Le Canada doit respecter ses propres lois, la Charte canadienne des Droits et Libertés ainsi que ses engagements internationaux
RT France : Prévoyez-vous d’entreprendre d’autres actions pour sensibiliser la population à cette question ?
D.T. : Il y a des actions visant à sensibiliser la population à la situation des droits fondamentaux en Arabie saoudite, en particulier à cause du recours par l’Arabie saoudite à la peine de mort et du traitement qui y est réservé aux femmes saoudiennes et aux personnes homosexuelles. Donc ce recours en est une et il vise à démontrer que la question des droits fondamentaux est une problématique qui intéresse tout le monde. Que le sort réservé aux droits fondamentaux par un gouvernement comme celui d’Arabie saoudite nous intéresse, nous les Québécois, mes étudiants, les professeurs, les avocats d’ici. Depuis la Déclaration universelle des droits de l’Homme, la question du respect des droits fondamentaux n’est plus une affaire de droit interne, ce n’est plus une affaire de compétence nationale, c’est l’affaire de tout le monde.
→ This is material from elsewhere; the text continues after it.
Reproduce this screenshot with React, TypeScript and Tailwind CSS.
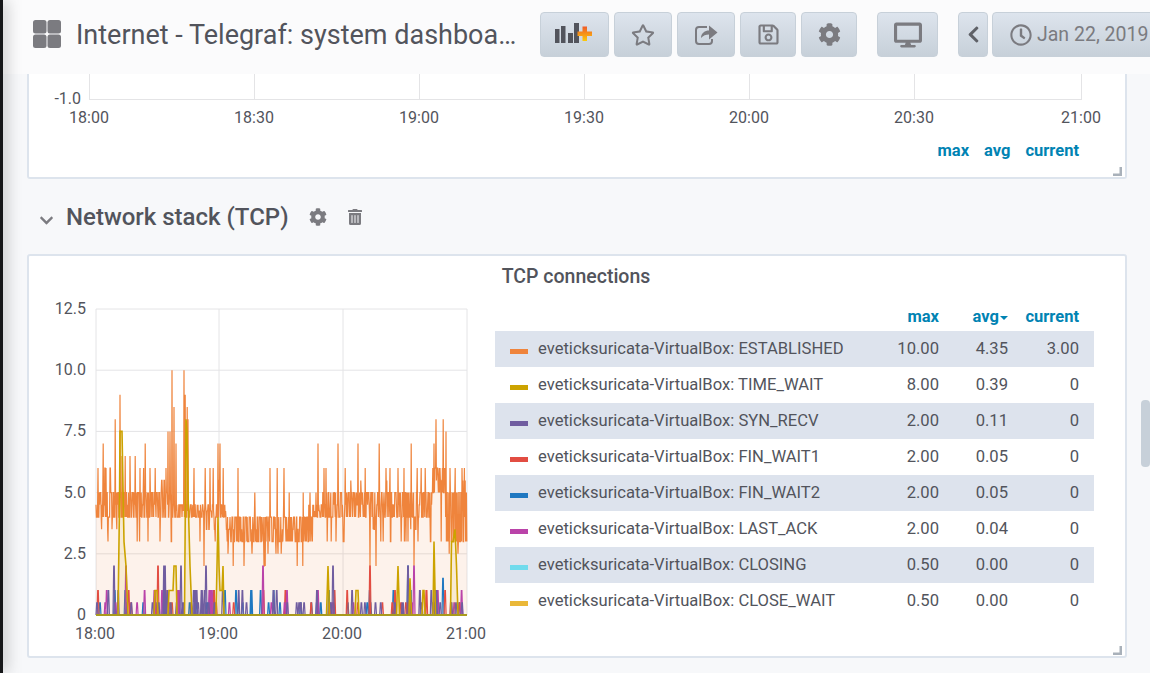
import { FaRegStar, FaRegSave, FaCog, FaDesktop, FaChevronLeft, FaRegClock, FaChevronDown, FaTrashAlt } from "react-icons/fa";

function makeRng(seed: number) {
  let s = seed;
  return () => {
    s = (s + 0x6d2b79f5) | 0;
    let t = Math.imul(s ^ (s >>> 15), 1 | s);
    t = (t + Math.imul(t ^ (t >>> 7), 61 | t)) ^ t;
    return ((t ^ (t >>> 14)) >>> 0) / 4294967296;
  };
}

const toY = (v: number) => 615 - v * 24.48;
const STEP = 0.4;

// band: [from, to, low, high]
const bands = [
  [96, 172, 4, 5],
  [172, 226, 4, 4.5],
  [226, 313, 3, 4],
  [313, 322, 4, 4.5],
  [322, 432, 4, 5],
  [432, 446, 5, 6],
  [446, 468, 3, 5],
];

const orangePeaks: [number, number][] = [
  [98, 6], [103, 7], [106, 6], [112, 6], [115, 8], [120, 9], [122, 6.5], [125, 6.5], [130, 6.5], [135, 6.5], [140, 6], [145, 7],
  [150, 6], [166, 6], [168, 7.5], [170, 7.5], [172, 10], [174, 8.5], [176, 7], [184, 10], [185, 9], [187, 8.5], [188, 8], [194, 6],
  [205, 6], [210, 6], [213, 6], [218, 7], [220, 7], [223, 6], [238, 6], [270, 6], [277, 6], [284, 6], [289, 5], [303, 5], [310, 5],
  [318, 7], [324, 6], [326, 6], [338, 7], [345, 6], [358, 7], [365, 6], [379, 7], [386, 6], [390, 6], [398, 6], [404, 6], [411, 7],
  [417, 6], [421, 6], [425, 6], [434, 7], [436, 8], [439, 6], [443, 8], [446, 7.5], [450, 6], [455, 6], [462, 6],
];
const orangeDips: [number, number][] = [
  [108, 3], [112, 3.5], [137, 3], [148, 3], [160, 3], [200, 3], [204, 2], [215, 3], [228, 2.5], [233, 2], [244, 2], [252, 2.5], [265, 2],
  [268, 2.5], [278, 2.5], [297, 2], [327, 3], [331, 3], [336, 3], [344, 3], [370, 2], [376, 2], [383, 3], [401, 3], [406, 3], [414, 2],
  [418, 3], [441, 3], [449, 2.5], [458, 2.5],
];

function buildOrange() {
  const rand = makeRng(7);
  const samples: [number, number][] = [];
  let high = false;
  let left = 0;
  let excursion = 0;
  let excursionLeft = 0;
  for (let x = 96; x <= 467; x += STEP) {
    const band = bands.find((b) => x >= b[0] && x < b[1]) ?? bands[6];
    if (left <= 0) {
      high = !high;
      left = 1 + Math.floor(rand() * 4);
    }
    left--;
    let v = high ? band[3] : band[2];
    if (rand() < 0.2) v = band[2] + (band[3] - band[2]) / 2;
    // short runs off the band, so it doesn't read as a solid bar
    if (excursionLeft <= 0 && rand() < 0.05) {
      excursion = rand() < 0.6 ? band[2] - (rand() < 0.5 ? 0.5 : 1) : band[3] + (rand() < 0.6 ? 0.5 : 1);
      excursionLeft = 1 + Math.floor(rand() * 2);
    }
    if (excursionLeft > 0) {
      v = excursion;
      excursionLeft--;
    }
    samples.push([x, v]);
  }
  for (const [px, pv] of [...orangePeaks, ...orangeDips]) {
    const idx = Math.round((px - 96) / STEP);
    if (samples[idx]) samples[idx][1] = pv;
  }
  return samples;
}

const orange = buildOrange();
const orangeLine = orange.map(([x, v]) => `${x.toFixed(1)},${toY(v).toFixed(1)}`).join(" ");
const orangeArea = `96,615 ${orangeLine} 467,615`;

function spikes(seed: number, count: number, fixed: [number, number][]) {
  const rand = makeRng(seed);
  const list: [number, number][] = [...fixed];
  for (let i = 0; i < count; i++) {
    const x = 97 + rand() * 368;
    list.push([x, rand() < 0.6 ? 0.5 : 1]);
  }
  list.sort((a, b) => a[0] - b[0]);
  const pts = ["96,615"];
  for (const [x, v] of list) {
    pts.push(`${(x - 1).toFixed(1)},615`, `${(x - 0.3).toFixed(1)},${toY(v).toFixed(1)}`, `${(x + 0.3).toFixed(1)},${toY(v).toFixed(1)}`, `${(x + 1).toFixed(1)},615`);
  }
  pts.push("467,615");
  return pts.join(" ");
}

const smallSeries = [
  { color: "#1F78C1", points: spikes(11, 40, [[408, 2], [443, 1.5], [100, 0.5]]) },
  { color: "#E24D42", points: spikes(23, 28, [[158, 2], [370, 2], [98, 1]]) },
  { color: "#BA43A9", points: spikes(37, 28, [[126, 2], [263, 2], [414, 2]]) },
  { color: "#705DA0", points: spikes(41, 60, [[97, 0.5], [114, 2], [164, 2], [165, 2], [181, 2], [206, 2], [333, 2], [408, 2]]) },
];

const yellowHumps: [number, number][] = [
  [118, 0], [119.5, 4.5], [120, 7.5], [122, 7.5], [124, 3], [126, 2], [128, 0],
  [154, 0], [155, 1], [157, 1], [158, 0], [168, 0], [169, 1], [173, 1], [174, 2], [176, 2], [177, 0],
  [184.5, 0], [186, 8], [187, 7.5], [188, 5], [190, 2], [192, 0],
  [216, 0], [217, 2], [218, 4], [219, 2], [220, 1], [222, 1], [223, 2], [224, 0],
  [326.5, 0], [328, 2], [329.5, 0], [355, 0], [356, 1], [358, 1], [359, 0],
  [396.5, 0], [398, 2], [399.5, 0], [409, 0], [410, 1.5], [411.5, 0], [422, 0], [423, 1], [424, 1], [425, 0],
  [433, 0], [434, 3], [435.5, 0], [450.5, 0], [451.5, 3], [453, 3], [455, 3.5], [456.5, 2], [458, 0],
];
const yellowLine = ["96,615", ...yellowHumps.map(([x, v]) => `${x},${toY(v).toFixed(1)}`), "467,615"].join(" ");

const legendRows = [
  { name: "ESTABLISHED", color: "bg-[#EF843C]", max: "10.00", avg: "4.35", current: "3.00" },
  { name: "TIME_WAIT", color: "bg-[#CCA300]", max: "8.00", avg: "0.39", current: "0" },
  { name: "SYN_RECV", color: "bg-[#705DA0]", max: "2.00", avg: "0.11", current: "0" },
  { name: "FIN_WAIT1", color: "bg-[#E24D42]", max: "2.00", avg: "0.05", current: "0" },
  { name: "FIN_WAIT2", color: "bg-[#1F78C1]", max: "2.00", avg: "0.05", current: "0" },
  { name: "LAST_ACK", color: "bg-[#BA43A9]", max: "2.00", avg: "0.04", current: "0" },
  { name: "CLOSING", color: "bg-[#70DBED]", max: "0.50", avg: "0.00", current: "0" },
  { name: "CLOSE_WAIT", color: "bg-[#EAB839]", max: "0.50", avg: "0.00", current: "0" },
];

function NavButton({ className, children }: { className: string; children: React.ReactNode }) {
  return (
    <button className={`h-[45px] shrink-0 flex items-center justify-center rounded-[4px] border border-[#c7d0d9] bg-gradient-to-b from-[#dde4ed] to-[#c7d0d9] text-[#7b7b80] ${className}`}>
      {children}
    </button>
  );
}

function ResizeHandle() {
  return (
    <svg className="absolute right-[3px] bottom-[1px]" width="9" height="9" viewBox="0 0 9 9">
      <path d="M6.5 0H9V9H0V6.5H6.5Z" fill="#a9b1ba" />
    </svg>
  );
}

function TopChart() {
  const xs = [89, 254, 419, 584, 749, 914, 1081];
  const labels = ["18:00", "18:30", "19:00", "19:30", "20:00", "20:30", "21:00"];
  return (
    <svg className="block" width="1096" height="60" viewBox="29 74 1096 60">
      {xs.map((x) => (
        <line key={x} x1={x + 0.5} x2={x + 0.5} y1="74" y2="100" stroke="#e4e4e6" />
      ))}
      <line x1="89" x2="1082" y1="99.5" y2="99.5" stroke="#e4e4e6" />
      <text x="81" y="104" textAnchor="end" fontSize="16" fill="#52545c">-1.0</text>
      {xs.map((x, i) => (
        <text key={x} x={x} y="123" textAnchor="middle" fontSize="16" fill="#52545c">{labels[i]}</text>
      ))}
    </svg>
  );
}

function TcpChart() {
  const yTicks: [string, number][] = [["12.5", 12.5], ["10.0", 10], ["7.5", 7.5], ["5.0", 5], ["2.5", 2.5], ["0", 0]];
  const xTicks: [string, number][] = [["18:00", 96], ["19:00", 219], ["20:00", 343], ["21:00", 467]];
  return (
    <svg className="block shrink-0" width="466" height="356" viewBox="29 296 466 356">
      {yTicks.map(([label, v]) => (
        <g key={label}>
          <line x1="96" x2="467" y1={toY(v)} y2={toY(v)} stroke="#e4e4e6" />
          <text x="86" y={toY(v) + 5} textAnchor="end" fontSize="16" fill="#52545c">{label}</text>
        </g>
      ))}
      {xTicks.map(([label, x]) => (
        <g key={label}>
          <line x1={x} x2={x} y1="309" y2="615" stroke="#e4e4e6" />
          <text x={x - 1} y="638.5" textAnchor="middle" fontSize="16" fill="#52545c">{label}</text>
        </g>
      ))}
      <polygon points={orangeArea} fill="#EF843C" fillOpacity="0.1" />
      <polyline points={orangeLine} fill="none" stroke="#EF843C" strokeWidth="1.2" />
      {smallSeries.map((s) => (
        <polyline key={s.color} points={s.points} fill={s.color} fillOpacity="0.1" stroke={s.color} strokeWidth="1.2" />
      ))}
      <polyline points={yellowLine} fill="#CCA300" fillOpacity="0.1" stroke="#CCA300" strokeWidth="1.6" />
      <line x1="96" x2="467" y1="615" y2="615" stroke="#a99a1e" strokeWidth="2" />
    </svg>
  );
}

export default function App() {
  return (
    <div className="relative flex h-[673px] w-[1150px] overflow-hidden bg-[#f7f8fa] font-['Roboto',sans-serif] text-[#52545c]">
      {/* sidebar edge */}
      <div className="z-10 w-[3px] shrink-0 bg-[#161719] shadow-[0_0_16px_rgba(0,0,0,0.75)]" />

      <div className="min-w-0 flex-1">
        {/* Top navbar */}
        <div className="flex h-[74px] items-start bg-[#fbfbfc] pt-[12px]">
          <svg className="ml-[30px] mt-[8px] shrink-0" width="28" height="28" viewBox="0 0 28 28" fill="#7b7b80">
            <rect x="0" y="0" width="13.5" height="13.5" rx="2.5" />
            <rect x="14.5" y="0" width="13.5" height="13.5" rx="2.5" />
            <rect x="0" y="14.5" width="13.5" height="13.5" rx="2.5" />
            <rect x="14.5" y="14.5" width="13.5" height="13.5" rx="2.5" />
          </svg>
          <div className="ml-[15px] mt-[4px] w-[441px] shrink-0 whitespace-nowrap text-[27px] leading-[38px]">
            Internet - Telegraf: system dashboa…
          </div>
          <NavButton className="ml-[23px] w-[69px]">
            <svg width="40" height="26" viewBox="0 0 40 26">
              <path d="M0 7H4.5V21H0ZM6 4H10.5V21H6ZM13 11H18V21H13ZM19 1H24V21H19Z" fill="#52545c" />
              <defs>
                <linearGradient id="plus" x1="0" y1="0" x2="0" y2="1">
                  <stop offset="0" stopColor="#f05a28" />
                  <stop offset="1" stopColor="#fbca0a" />
                </linearGradient>
              </defs>
              <path d="M27.5 4.5H32V9.5H37V14H32V19H27.5V14H22.5V9.5H27.5Z" fill="url(#plus)" />
            </svg>
          </NavButton>
          <NavButton className="ml-[5px] w-[58px]"><FaRegStar size={24} /></NavButton>
          <NavButton className="ml-[5px] w-[58px]">
            <svg width="24" height="24" viewBox="0 0 24 24" fill="currentColor">
              <path d="M13 4H5a3 3 0 0 0-3 3V18a3 3 0 0 0 3 3H15a3 3 0 0 0 3-3V16" fill="none" stroke="currentColor" strokeWidth="2" />
              <path d="M7 15C7 10 11 7.5 15 7.5V2.5L23.5 9.5L15 16.5V11.5C12 11.5 9 12.5 7 15Z" />
            </svg>
          </NavButton>
          <NavButton className="ml-[5px] w-[56px]"><FaRegSave size={23} /></NavButton>
          <NavButton className="ml-[5px] w-[56px]"><FaCog size={23} /></NavButton>
          <NavButton className="ml-[20px] w-[61px]"><FaDesktop size={28} /></NavButton>
          <NavButton className="ml-[20px] w-[30px]"><FaChevronLeft size={19} className="text-[#5f6167]" /></NavButton>
          <NavButton className="ml-[4px] w-[200px] !justify-start pl-[17px] text-[19.5px]">
            <FaRegClock size={22} />
            <span className="ml-[5px] whitespace-nowrap">Jan 22, 2019</span>
          </NavButton>
        </div>

        {/* Panel cut off by the navbar */}
        <div className="relative ml-[24px] h-[105px] w-[1100px] rounded-b-[3px] border-x-2 border-b-2 border-[#dde4ed] bg-white">
          <TopChart />
          <div className="flex h-[34px] items-center justify-end pr-[46px] pt-[1px] text-[16.5px] font-bold text-[#0083b3]">
            <span>max</span>
            <span className="ml-[15px]">avg</span>
            <span className="ml-[15px]">current</span>
          </div>
          <ResizeHandle />
        </div>

        {/* Row header */}
        <div className="ml-[36px] flex h-[75px] items-center pt-[1px]">
          <FaChevronDown size={15} className="mt-[7px] text-[#7b7b80]" />
          <span className="ml-[12px] text-[24px] font-medium">Network stack (TCP)</span>
          <FaCog size={18} className="ml-[20px] text-[#7b7b80]" />
          <FaTrashAlt size={16} className="ml-[20px] text-[#7b7b80]" />
        </div>

        {/* TCP connections panel */}
        <div className="relative ml-[24px] h-[404px] w-[1100px] rounded-[3px] border-2 border-[#dde4ed] bg-white">
          <div className="h-[40px] pt-[8px] pr-[2px] text-center text-[19.5px] font-medium leading-[26px]">TCP connections</div>
          <div className="flex">
            <TcpChart />
            <div className="w-[599px] pt-[7px]">
              <div className="flex h-[28px] items-center pr-[15px] pt-[1px] text-right text-[16.5px] font-bold text-[#0083b3]">
                <span className="flex-1">max</span>
                <span className="flex w-[69px] items-center justify-end">
                  avg
                  <span className="ml-[1px] mt-[1px] h-0 w-0 border-x-[4px] border-t-[4px] border-x-transparent border-t-[#0083b3]" />
                </span>
                <span className="w-[71px]">current</span>
              </div>
              {legendRows.map((row, i) => (
                <div key={row.name} className={`flex h-[36px] items-center pl-[15px] pr-[15px] text-[16.6px] ${i % 2 === 0 ? "bg-[#dde3ed]" : ""}`}>
                  <span className={`mt-[5px] h-[5px] w-[18px] shrink-0 ${row.color}`} />
                  <span className="ml-[10px] flex-1 whitespace-nowrap">eveticksuricata-VirtualBox: {row.name}</span>
                  <span className="text-right">{row.max}</span>
                  <span className="w-[69px] text-right">{row.avg}</span>
                  <span className="w-[71px] text-right">{row.current}</span>
                </div>
              ))}
            </div>
          </div>
          <ResizeHandle />
        </div>
      </div>

      {/* page scrollbar */}
      <div className="absolute left-[1141px] top-[400px] h-[67px] w-[9px] rounded-[4px] bg-[#c7d0d9]" />
    </div>
  );
}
RT France : Ces actions de sensibilisation de la population peuvent-elles prendre la forme de manifestations ?
D.T. : Nous n’avons pas encore envisagé de sortir sur la place publique et de faire des manifestations. Nous agissons plutôt à travers les réseaux sociaux, à travers une newletter et à travers ce recours devant un juge de la Cour Fédérale du Canada qui - nous l’espérons - sera sensible à la question des droits fondamentaux et affirmera que le Canada doit respecter ses propres lois, la Charte canadienne des Droits et Libertés ainsi que les engagements internationaux du pays en matière de droits fondamentaux et de droit international humanitaire.